The second movement falls into three large parts: a slow movement ("Dirge"), a scherzo ("Masque"), and a final chorale ("Epilogue"). The scherzo, chock full of Bernsteinian pizzazz and brilliantly scored for piano, harp, and the percussion section, has an immediate appeal, with its sardonic, jazzy appropriation of "Rock-a-bye Baby." Hindemith tinges "Dirge," while Copland provides the model for the "Epilogue." Nevertheless, Bernstein manages to transform these borrowings through some unknown alchemy into something uniquely his own. The "Epilogue" recycles earlier themes in a kind of phantasmagoria, as if one ascends from the subconscious to return to the everyday world. The opening clarinet duo comes back, this time scored for full strings, and provides the basis of the ending. Whatever motific variation Bernstein works takes a back seat to his considerable command over symphonic rhetoric. In a way, the score moves a lot like a ballet, with symphonic overtones. Bernstein primarily creates drama.
On the other hand, William Bolcom's piano concerto mainly comments on other music. The air of prodigy has long clung to Bolcom, a student of Milhaud, although by now Bolcom is at least seventy. I've always found him inconsistent. Certain pieces I love. Others pass by without sticking. The piano concerto's first movement takes an ironic look at Gershwin's Concerto in F. Gestures and phrases from the earlier concerto show up in this one, all of a sudden postmodernly cool.
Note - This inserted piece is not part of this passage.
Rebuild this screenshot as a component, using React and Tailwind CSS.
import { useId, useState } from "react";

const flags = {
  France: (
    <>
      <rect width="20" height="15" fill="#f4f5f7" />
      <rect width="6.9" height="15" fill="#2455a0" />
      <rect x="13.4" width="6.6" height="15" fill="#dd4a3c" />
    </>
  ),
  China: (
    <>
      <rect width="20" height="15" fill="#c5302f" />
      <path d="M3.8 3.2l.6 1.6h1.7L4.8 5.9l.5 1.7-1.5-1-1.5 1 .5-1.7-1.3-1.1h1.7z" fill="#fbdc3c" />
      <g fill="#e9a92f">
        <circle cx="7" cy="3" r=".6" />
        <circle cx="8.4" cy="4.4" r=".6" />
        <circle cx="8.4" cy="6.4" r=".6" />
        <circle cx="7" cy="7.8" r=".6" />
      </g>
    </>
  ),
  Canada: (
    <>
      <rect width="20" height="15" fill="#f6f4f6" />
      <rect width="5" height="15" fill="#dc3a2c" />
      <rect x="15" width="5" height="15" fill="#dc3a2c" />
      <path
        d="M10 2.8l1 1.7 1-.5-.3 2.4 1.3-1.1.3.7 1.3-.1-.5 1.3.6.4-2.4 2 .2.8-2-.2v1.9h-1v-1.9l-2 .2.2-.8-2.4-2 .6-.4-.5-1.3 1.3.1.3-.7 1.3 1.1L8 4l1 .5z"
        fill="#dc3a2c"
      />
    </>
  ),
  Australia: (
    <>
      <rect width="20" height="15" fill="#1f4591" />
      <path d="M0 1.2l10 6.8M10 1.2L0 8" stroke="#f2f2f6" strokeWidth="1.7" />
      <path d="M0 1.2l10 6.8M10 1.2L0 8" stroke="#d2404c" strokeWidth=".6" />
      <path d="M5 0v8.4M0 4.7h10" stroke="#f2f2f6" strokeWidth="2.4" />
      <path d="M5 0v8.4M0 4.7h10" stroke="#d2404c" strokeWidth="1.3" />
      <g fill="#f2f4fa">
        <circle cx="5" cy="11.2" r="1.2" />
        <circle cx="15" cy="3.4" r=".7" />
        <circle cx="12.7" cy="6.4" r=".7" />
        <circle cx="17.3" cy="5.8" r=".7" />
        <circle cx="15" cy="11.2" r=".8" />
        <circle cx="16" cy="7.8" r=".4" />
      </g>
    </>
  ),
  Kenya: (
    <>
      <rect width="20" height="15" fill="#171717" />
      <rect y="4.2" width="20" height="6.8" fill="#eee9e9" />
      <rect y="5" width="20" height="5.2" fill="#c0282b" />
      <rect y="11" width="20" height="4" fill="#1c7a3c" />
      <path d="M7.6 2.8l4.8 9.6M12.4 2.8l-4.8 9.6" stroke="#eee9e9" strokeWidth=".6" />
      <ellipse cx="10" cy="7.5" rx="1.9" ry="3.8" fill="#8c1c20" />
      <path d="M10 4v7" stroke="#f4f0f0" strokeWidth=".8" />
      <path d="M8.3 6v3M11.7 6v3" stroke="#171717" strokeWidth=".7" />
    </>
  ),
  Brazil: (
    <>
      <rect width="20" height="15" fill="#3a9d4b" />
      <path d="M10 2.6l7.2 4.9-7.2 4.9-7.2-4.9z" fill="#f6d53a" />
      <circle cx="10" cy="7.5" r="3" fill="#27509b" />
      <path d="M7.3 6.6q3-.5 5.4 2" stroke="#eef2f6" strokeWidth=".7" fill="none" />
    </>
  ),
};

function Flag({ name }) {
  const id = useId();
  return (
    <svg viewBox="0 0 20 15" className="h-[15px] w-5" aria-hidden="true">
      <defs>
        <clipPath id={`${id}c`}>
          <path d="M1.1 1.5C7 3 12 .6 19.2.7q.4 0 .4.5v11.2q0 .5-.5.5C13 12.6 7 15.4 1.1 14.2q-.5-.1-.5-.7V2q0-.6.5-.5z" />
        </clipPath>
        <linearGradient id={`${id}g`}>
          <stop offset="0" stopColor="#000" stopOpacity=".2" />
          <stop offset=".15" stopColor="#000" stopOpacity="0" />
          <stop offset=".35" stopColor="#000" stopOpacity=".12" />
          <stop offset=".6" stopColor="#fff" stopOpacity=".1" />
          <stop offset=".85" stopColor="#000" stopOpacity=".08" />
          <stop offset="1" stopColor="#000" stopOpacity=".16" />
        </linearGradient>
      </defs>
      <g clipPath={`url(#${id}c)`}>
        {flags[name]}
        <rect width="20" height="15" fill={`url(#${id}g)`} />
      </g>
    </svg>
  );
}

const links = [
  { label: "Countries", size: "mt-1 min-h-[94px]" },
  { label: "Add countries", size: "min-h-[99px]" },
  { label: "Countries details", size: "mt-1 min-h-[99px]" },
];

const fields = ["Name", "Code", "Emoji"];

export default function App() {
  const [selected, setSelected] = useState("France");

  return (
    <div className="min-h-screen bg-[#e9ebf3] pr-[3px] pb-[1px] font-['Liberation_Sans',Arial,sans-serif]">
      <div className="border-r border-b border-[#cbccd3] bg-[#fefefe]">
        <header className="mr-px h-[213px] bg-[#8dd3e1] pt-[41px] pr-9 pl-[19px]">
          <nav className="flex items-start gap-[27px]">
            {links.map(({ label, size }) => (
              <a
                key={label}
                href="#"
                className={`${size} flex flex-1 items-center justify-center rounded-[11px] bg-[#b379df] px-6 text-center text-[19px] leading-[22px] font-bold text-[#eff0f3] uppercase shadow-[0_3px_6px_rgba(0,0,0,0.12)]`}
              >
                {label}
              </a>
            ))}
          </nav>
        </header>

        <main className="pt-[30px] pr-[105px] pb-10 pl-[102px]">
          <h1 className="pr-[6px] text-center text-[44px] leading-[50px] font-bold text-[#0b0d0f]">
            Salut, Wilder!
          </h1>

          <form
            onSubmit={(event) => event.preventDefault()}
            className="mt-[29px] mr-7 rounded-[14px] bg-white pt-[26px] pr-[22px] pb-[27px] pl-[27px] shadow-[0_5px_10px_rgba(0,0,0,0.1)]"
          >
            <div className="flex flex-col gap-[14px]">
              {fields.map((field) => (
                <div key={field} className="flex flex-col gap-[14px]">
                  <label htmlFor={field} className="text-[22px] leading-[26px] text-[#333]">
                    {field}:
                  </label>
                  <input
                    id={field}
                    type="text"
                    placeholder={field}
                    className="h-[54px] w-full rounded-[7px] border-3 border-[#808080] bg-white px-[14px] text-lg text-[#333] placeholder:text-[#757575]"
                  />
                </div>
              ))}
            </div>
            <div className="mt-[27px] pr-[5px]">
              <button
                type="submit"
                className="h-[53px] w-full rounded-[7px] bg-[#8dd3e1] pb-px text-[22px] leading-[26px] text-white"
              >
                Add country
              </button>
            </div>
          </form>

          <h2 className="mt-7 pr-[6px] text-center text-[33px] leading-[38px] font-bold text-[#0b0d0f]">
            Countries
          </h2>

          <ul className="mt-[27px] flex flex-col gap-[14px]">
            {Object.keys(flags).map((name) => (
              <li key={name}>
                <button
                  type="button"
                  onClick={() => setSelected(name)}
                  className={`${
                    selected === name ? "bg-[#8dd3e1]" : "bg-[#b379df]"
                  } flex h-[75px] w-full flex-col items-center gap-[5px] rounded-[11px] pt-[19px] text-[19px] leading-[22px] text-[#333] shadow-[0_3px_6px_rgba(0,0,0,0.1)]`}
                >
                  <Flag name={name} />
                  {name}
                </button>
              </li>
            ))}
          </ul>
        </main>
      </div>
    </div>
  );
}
The concerto was a U.S. Bicentennial commission, and in 1976, on the heels of Viet Nam and Watergate, Bolcom wondered what there was to celebrate. It's a fair question, but the art has to measure up. Here, Bolcom's mixture of vernacular and super-slick postmodern collage only half works. The really vital parts of the movement are the vernacular ones. The trendy collages come off, not ironically but snarky. Bolcom's concerto differs from Gershwin's in the same way wit differs from imagination, to borrow Coleridge's distinction. Blood flows through the veins of Gershwin's concerto, Evian through Bolcom's.
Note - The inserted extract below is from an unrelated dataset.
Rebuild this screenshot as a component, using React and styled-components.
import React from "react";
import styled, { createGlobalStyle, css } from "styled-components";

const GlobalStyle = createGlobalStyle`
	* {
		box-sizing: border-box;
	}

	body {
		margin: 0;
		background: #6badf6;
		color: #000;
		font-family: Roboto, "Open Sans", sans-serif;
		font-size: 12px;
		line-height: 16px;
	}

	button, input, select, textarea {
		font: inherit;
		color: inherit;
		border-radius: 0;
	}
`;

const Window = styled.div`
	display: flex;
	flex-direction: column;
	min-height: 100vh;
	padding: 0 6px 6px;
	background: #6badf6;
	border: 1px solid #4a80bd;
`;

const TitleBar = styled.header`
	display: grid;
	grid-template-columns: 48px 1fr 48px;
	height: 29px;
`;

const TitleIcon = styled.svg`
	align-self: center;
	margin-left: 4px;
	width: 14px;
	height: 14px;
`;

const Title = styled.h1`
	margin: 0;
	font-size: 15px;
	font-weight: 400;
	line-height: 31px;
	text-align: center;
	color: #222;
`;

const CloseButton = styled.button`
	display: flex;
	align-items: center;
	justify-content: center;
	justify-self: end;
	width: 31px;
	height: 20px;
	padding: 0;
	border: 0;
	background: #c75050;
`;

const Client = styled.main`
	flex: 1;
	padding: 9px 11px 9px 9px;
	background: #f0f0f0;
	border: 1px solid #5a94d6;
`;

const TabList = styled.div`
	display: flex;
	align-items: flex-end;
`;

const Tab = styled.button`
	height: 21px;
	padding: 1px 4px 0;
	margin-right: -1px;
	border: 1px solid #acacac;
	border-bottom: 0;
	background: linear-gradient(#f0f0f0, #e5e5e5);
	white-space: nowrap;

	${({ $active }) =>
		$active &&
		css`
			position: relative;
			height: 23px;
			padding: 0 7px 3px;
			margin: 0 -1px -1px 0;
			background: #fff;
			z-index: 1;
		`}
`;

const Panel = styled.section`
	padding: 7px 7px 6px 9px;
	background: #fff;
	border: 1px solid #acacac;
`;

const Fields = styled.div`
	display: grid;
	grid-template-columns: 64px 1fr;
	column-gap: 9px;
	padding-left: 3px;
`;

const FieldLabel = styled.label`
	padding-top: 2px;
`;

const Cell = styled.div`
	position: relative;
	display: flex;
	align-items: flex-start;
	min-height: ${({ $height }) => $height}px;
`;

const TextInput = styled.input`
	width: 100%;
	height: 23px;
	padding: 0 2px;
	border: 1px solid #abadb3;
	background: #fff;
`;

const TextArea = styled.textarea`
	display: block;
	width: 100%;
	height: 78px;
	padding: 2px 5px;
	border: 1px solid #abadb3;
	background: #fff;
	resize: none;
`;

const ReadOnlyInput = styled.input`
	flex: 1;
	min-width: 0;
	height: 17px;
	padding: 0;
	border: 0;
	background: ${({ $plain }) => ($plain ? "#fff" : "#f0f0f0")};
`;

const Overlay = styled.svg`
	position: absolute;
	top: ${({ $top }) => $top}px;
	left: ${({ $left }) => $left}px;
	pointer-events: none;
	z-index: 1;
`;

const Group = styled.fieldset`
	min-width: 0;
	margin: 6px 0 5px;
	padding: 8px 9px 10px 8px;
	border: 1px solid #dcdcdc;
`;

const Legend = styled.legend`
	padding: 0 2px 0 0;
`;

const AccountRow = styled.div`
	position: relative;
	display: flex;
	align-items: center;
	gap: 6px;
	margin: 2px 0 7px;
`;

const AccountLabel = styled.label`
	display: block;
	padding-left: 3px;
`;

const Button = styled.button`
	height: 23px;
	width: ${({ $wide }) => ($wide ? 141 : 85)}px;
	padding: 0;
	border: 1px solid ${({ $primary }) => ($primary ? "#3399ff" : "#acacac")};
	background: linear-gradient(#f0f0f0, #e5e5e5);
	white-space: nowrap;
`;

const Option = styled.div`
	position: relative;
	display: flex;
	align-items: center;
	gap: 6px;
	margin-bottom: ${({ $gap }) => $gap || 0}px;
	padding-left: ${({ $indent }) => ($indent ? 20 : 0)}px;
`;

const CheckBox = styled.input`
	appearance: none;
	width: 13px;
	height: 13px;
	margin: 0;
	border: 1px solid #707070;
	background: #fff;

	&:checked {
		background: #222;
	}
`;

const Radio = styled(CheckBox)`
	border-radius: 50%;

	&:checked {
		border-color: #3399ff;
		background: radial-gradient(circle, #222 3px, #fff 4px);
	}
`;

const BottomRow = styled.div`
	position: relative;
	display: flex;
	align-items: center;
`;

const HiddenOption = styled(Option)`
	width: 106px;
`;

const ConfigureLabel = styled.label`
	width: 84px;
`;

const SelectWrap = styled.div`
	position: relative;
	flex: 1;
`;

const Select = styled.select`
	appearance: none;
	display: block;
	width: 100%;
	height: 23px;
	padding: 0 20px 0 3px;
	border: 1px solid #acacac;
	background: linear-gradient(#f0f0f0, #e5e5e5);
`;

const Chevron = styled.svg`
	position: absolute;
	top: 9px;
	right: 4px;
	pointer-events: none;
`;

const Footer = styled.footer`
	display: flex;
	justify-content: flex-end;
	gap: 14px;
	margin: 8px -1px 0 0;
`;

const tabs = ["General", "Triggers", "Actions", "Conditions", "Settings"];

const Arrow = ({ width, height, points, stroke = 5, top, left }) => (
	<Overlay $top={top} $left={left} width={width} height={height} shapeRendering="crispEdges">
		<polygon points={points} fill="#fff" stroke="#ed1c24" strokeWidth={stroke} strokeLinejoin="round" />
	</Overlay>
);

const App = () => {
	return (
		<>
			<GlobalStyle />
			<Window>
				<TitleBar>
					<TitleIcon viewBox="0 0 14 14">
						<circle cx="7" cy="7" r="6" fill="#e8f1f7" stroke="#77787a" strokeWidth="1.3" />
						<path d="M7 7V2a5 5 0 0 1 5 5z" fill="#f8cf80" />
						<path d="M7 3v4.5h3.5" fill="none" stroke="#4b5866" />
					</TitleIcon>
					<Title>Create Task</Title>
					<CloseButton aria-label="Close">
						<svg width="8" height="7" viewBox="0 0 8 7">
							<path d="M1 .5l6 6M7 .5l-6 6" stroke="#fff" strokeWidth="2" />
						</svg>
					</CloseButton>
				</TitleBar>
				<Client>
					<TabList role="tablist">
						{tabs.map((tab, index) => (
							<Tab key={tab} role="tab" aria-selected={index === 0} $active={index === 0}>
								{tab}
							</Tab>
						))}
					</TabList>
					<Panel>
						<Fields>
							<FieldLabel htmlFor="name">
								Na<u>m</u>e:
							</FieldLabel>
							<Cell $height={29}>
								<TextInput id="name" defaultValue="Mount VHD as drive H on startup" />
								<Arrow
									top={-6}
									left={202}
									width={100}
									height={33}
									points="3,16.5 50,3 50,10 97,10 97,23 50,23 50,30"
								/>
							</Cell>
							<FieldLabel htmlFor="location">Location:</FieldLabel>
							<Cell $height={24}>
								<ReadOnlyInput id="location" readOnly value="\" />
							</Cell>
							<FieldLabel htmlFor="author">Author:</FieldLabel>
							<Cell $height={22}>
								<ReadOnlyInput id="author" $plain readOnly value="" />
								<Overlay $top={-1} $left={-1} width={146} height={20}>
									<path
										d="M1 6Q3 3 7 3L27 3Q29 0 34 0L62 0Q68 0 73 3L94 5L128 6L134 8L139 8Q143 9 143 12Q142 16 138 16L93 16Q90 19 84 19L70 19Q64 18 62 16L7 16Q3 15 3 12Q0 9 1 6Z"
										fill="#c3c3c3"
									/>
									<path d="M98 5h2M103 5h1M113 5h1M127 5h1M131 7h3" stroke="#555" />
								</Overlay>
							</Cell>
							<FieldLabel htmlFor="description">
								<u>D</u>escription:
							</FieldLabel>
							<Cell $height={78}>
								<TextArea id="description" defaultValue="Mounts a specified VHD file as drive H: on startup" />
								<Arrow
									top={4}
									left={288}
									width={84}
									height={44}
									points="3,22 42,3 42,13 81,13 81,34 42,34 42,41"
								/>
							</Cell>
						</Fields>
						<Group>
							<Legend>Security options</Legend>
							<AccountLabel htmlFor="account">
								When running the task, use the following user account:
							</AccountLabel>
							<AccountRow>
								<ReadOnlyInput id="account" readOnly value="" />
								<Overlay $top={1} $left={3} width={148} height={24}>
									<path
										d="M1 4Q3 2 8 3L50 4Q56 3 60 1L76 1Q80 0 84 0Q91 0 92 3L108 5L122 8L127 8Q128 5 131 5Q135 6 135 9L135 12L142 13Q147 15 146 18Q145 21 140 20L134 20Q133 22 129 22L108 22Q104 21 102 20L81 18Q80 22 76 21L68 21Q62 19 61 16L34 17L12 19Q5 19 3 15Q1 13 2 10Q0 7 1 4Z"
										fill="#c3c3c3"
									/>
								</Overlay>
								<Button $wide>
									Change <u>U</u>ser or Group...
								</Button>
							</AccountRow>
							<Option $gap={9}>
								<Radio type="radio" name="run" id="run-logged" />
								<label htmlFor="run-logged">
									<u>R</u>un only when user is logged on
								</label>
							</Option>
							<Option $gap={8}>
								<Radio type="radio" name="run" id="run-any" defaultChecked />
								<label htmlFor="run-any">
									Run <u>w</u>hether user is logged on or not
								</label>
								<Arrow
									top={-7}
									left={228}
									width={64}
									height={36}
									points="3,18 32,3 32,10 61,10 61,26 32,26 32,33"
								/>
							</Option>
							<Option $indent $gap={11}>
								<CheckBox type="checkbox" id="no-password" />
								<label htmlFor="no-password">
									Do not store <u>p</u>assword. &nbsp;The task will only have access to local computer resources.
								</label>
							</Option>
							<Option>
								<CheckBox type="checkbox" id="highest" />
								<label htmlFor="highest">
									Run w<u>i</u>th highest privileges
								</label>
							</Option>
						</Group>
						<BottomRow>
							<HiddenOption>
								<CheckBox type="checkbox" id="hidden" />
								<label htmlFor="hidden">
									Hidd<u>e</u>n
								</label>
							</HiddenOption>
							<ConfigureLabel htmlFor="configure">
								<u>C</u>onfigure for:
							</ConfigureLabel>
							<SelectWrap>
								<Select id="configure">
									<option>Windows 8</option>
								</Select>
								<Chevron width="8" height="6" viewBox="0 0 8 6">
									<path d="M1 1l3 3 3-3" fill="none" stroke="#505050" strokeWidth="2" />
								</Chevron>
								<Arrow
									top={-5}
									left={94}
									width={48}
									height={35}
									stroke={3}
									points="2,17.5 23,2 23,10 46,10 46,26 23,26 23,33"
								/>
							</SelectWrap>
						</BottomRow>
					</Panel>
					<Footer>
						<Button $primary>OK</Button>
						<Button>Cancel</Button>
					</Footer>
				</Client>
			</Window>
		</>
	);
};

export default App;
Things pick up in the second movement, titled "Regrets." Bolcom has said that he intended an ironic comment on the Gershwin second movement, but you'd never know it. In the liner notes, Peter Dickinson writes that it's difficult for a listener to pick up musical irony. I would add "unless it's extremely broad." Certainly if Bolcom had said nothing, I wouldn't have known. I would concede that both Gershwin's and Bolcom's share a kind of nocturnal reflection. However, Bolcom to me has bigger fish to fry than mere commentary. For me, if I had to assign an extra-musical meaning, it meditates on lives wasted in the war. Musically, a nearly atonal, though quiet, duet for two clarinets, dissonantly developed in "conversations" between small orchestral groups and the solo piano, morphs at its climax into a bittersweet "pop" version for full orchestra. Then it quiets down, to where it leads directly into the finale.
The last movement is an Ivesian patriotic smorgasbord. But where Ives is proud of the country's "barbaric yawp," Bolcom gets mad at its vulgarity. "Taps," for example, begins as a heartfelt song, becomes inflated, and ends in sniggers, as if to say that once-genuine patriotism has been cheapened. My politics have little to do with my discomfort and dismay at this. In fact, I happen to agree with Bolcom up to a point. But as cynical as I am, I want to believe in a pure core of belief, away from opportunistic officials. There's little point in at least paying taxes otherwise. Bolcom's "over-the-top" vulgarity has little humor or humanity in it. I would rather listen to Sousa marches, quite frankly.
Sitkovetsky and his Ulstermen simply don't get it. They play too stiffly in the Bernstein. They don't know from swing, although they seem to get the notes. The playing improves in the Bolcom, mainly because Bolcom's idiom lies closer to contemporary European trends. Still, there's not a lot of poetry here, and Bolcom's concerto needs it badly. No complaints from me about Marc-André Hamelin. He gives these readings whatever life they achieve.